>>>>

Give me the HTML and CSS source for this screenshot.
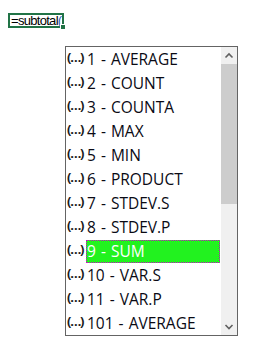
FILE: index.html
```html
<!DOCTYPE html>
<html>
<head>
<meta charset="utf-8">
<link rel="stylesheet" href="styles.css">
</head>
<body>
<div class="cell"><span class="formula">=subtotal<span class="paren">(</span></span><span class="handle"></span></div>
<div class="dropdown">
  <div class="list">
    <div class="row"><span class="icon">(…)</span><span class="label">1 - AVERAGE</span></div>
    <div class="row"><span class="icon">(…)</span><span class="label">2 - COUNT</span></div>
    <div class="row"><span class="icon">(…)</span><span class="label">3 - COUNTA</span></div>
    <div class="row"><span class="icon">(…)</span><span class="label">4 - MAX</span></div>
    <div class="row"><span class="icon">(…)</span><span class="label">5 - MIN</span></div>
    <div class="row"><span class="icon">(…)</span><span class="label">6 - PRODUCT</span></div>
    <div class="row"><span class="icon">(…)</span><span class="label">7 - STDEV.S</span></div>
    <div class="row"><span class="icon">(…)</span><span class="label">8 - STDEV.P</span></div>
    <div class="row sel"><span class="icon">(…)</span><span class="label">9 - SUM</span></div>
    <div class="row"><span class="icon">(…)</span><span class="label">10 - VAR.S</span></div>
    <div class="row"><span class="icon">(…)</span><span class="label">11 - VAR.P</span></div>
    <div class="row"><span class="icon">(…)</span><span class="label">101 - AVERAGE</span></div>
  </div>
  <div class="sb">
    <div class="btn"><svg width="16" height="17" viewBox="0 0 16 17"><path d="M4.5 10.5 L8 7 L11.5 10.5" fill="none" stroke="#606060" stroke-width="1.6"/></svg></div>
    <div class="thumb"></div>
    <div class="track"></div>
    <div class="btn"><svg width="16" height="17" viewBox="0 0 16 17"><path d="M4.5 7 L8 10.5 L11.5 7" fill="none" stroke="#606060" stroke-width="1.6"/></svg></div>
  </div>
</div>
</body>
</html>
```
FILE: styles.css
```css
html, body {
  margin: 0;
  padding: 0;
  background: #ffffff;
}
body {
  font-family: "Open Sans", "Noto Sans", sans-serif;
  width: 257px;
  height: 353px;
  overflow: hidden;
}
.cell {
  position: relative;
  box-sizing: border-box;
  margin: 13px 0 0 8px;
  width: 56px;
  height: 15px;
  border: 2px solid #217346;
  white-space: nowrap;
}
.formula {
  display: block;
  font-family: "Liberation Sans", Arial, sans-serif;
  font-size: 13px;
  letter-spacing: -0.7px;
  line-height: 12px;
  padding-left: 1px;
  color: #000;
}
.paren {
  color: #2a5db0;
}
.handle {
  position: absolute;
  right: -4px;
  bottom: -4px;
  width: 4px;
  height: 4px;
  background: #217346;
  border: 1px solid #fff;
}
.dropdown {
  box-sizing: border-box;
  margin: 18px 0 0 65px;
  width: 173px;
  height: 290px;
  border: 1px solid #646464;
  display: flex;
  background: #fff;
}
.list {
  width: 155px;
}
.row {
  display: flex;
  height: 24px;
}
.icon {
  width: 20px;
  font-size: 13px;
  font-weight: 700;
  line-height: 21px;
  color: #1a1a1a;
  padding-left: 1px;
  box-sizing: border-box;
  letter-spacing: -1.2px;
  white-space: nowrap;
}
.label {
  box-sizing: border-box;
  width: 134px;
  height: 23px;
  margin-top: 1px;
  font-size: 15.5px;
  line-height: 22px;
  color: #0a0a14;
  white-space: nowrap;
  padding-left: 1px;
  word-spacing: 1px;
}
.sel .label {
  background: #22f21f;
  color: #fff;
  border: 1px dotted #d000d0;
  line-height: 20px;
  padding-left: 0;
}
.sb {
  width: 16px;
  display: flex;
  flex-direction: column;
  background: #f0f0f0;
}
.btn {
  height: 17px;
}
.btn svg {
  display: block;
}
.thumb {
  height: 140px;
  background: #cdcdcd;
}
.track {
  flex: 1;
}
```
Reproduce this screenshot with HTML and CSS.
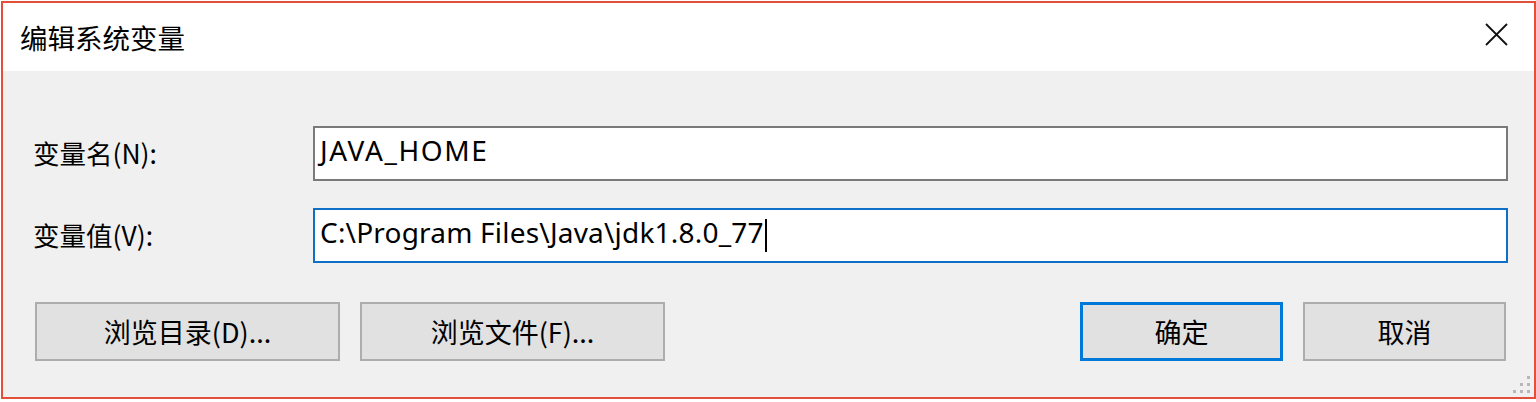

<<<<

**TASK PROMPT:** Return all of the entries exactly as written, but drop any pictures they hold.

**EXERCISE RESULT:**
Give me the HTML and CSS source for this screenshot.
FILE: index.html
```html
<!DOCTYPE html>
<html>
<head>
<meta charset="utf-8">
<link rel="stylesheet" href="styles.css">
</head>
<body>
<div class="cell"><span class="formula">=subtotal<span class="paren">(</span></span><span class="handle"></span></div>
<div class="dropdown">
  <div class="list">
    <div class="row"><span class="icon">(…)</span><span class="label">1 - AVERAGE</span></div>
    <div class="row"><span class="icon">(…)</span><span class="label">2 - COUNT</span></div>
    <div class="row"><span class="icon">(…)</span><span class="label">3 - COUNTA</span></div>
    <div class="row"><span class="icon">(…)</span><span class="label">4 - MAX</span></div>
    <div class="row"><span class="icon">(…)</span><span class="label">5 - MIN</span></div>
    <div class="row"><span class="icon">(…)</span><span class="label">6 - PRODUCT</span></div>
    <div class="row"><span class="icon">(…)</span><span class="label">7 - STDEV.S</span></div>
    <div class="row"><span class="icon">(…)</span><span class="label">8 - STDEV.P</span></div>
    <div class="row sel"><span class="icon">(…)</span><span class="label">9 - SUM</span></div>
    <div class="row"><span class="icon">(…)</span><span class="label">10 - VAR.S</span></div>
    <div class="row"><span class="icon">(…)</span><span class="label">11 - VAR.P</span></div>
    <div class="row"><span class="icon">(…)</span><span class="label">101 - AVERAGE</span></div>
  </div>
  <div class="sb">
    <div class="btn"><svg width="16" height="17" viewBox="0 0 16 17"><path d="M4.5 10.5 L8 7 L11.5 10.5" fill="none" stroke="#606060" stroke-width="1.6"/></svg></div>
    <div class="thumb"></div>
    <div class="track"></div>
    <div class="btn"><svg width="16" height="17" viewBox="0 0 16 17"><path d="M4.5 7 L8 10.5 L11.5 7" fill="none" stroke="#606060" stroke-width="1.6"/></svg></div>
  </div>
</div>
</body>
</html>
```
FILE: styles.css
```css
html, body {
  margin: 0;
  padding: 0;
  background: #ffffff;
}
body {
  font-family: "Open Sans", "Noto Sans", sans-serif;
  width: 257px;
  height: 353px;
  overflow: hidden;
}
.cell {
  position: relative;
  box-sizing: border-box;
  margin: 13px 0 0 8px;
  width: 56px;
  height: 15px;
  border: 2px solid #217346;
  white-space: nowrap;
}
.formula {
  display: block;
  font-family: "Liberation Sans", Arial, sans-serif;
  font-size: 13px;
  letter-spacing: -0.7px;
  line-height: 12px;
  padding-left: 1px;
  color: #000;
}
.paren {
  color: #2a5db0;
}
.handle {
  position: absolute;
  right: -4px;
  bottom: -4px;
  width: 4px;
  height: 4px;
  background: #217346;
  border: 1px solid #fff;
}
.dropdown {
  box-sizing: border-box;
  margin: 18px 0 0 65px;
  width: 173px;
  height: 290px;
  border: 1px solid #646464;
  display: flex;
  background: #fff;
}
.list {
  width: 155px;
}
.row {
  display: flex;
  height: 24px;
}
.icon {
  width: 20px;
  font-size: 13px;
  font-weight: 700;
  line-height: 21px;
  color: #1a1a1a;
  padding-left: 1px;
  box-sizing: border-box;
  letter-spacing: -1.2px;
  white-space: nowrap;
}
.label {
  box-sizing: border-box;
  width: 134px;
  height: 23px;
  margin-top: 1px;
  font-size: 15.5px;
  line-height: 22px;
  color: #0a0a14;
  white-space: nowrap;
  padding-left: 1px;
  word-spacing: 1px;
}
.sel .label {
  background: #22f21f;
  color: #fff;
  border: 1px dotted #d000d0;
  line-height: 20px;
  padding-left: 0;
}
.sb {
  width: 16px;
  display: flex;
  flex-direction: column;
  background: #f0f0f0;
}
.btn {
  height: 17px;
}
.btn svg {
  display: block;
}
.thumb {
  height: 140px;
  background: #cdcdcd;
}
.track {
  flex: 1;
}
```
Reproduce this screenshot with HTML and CSS.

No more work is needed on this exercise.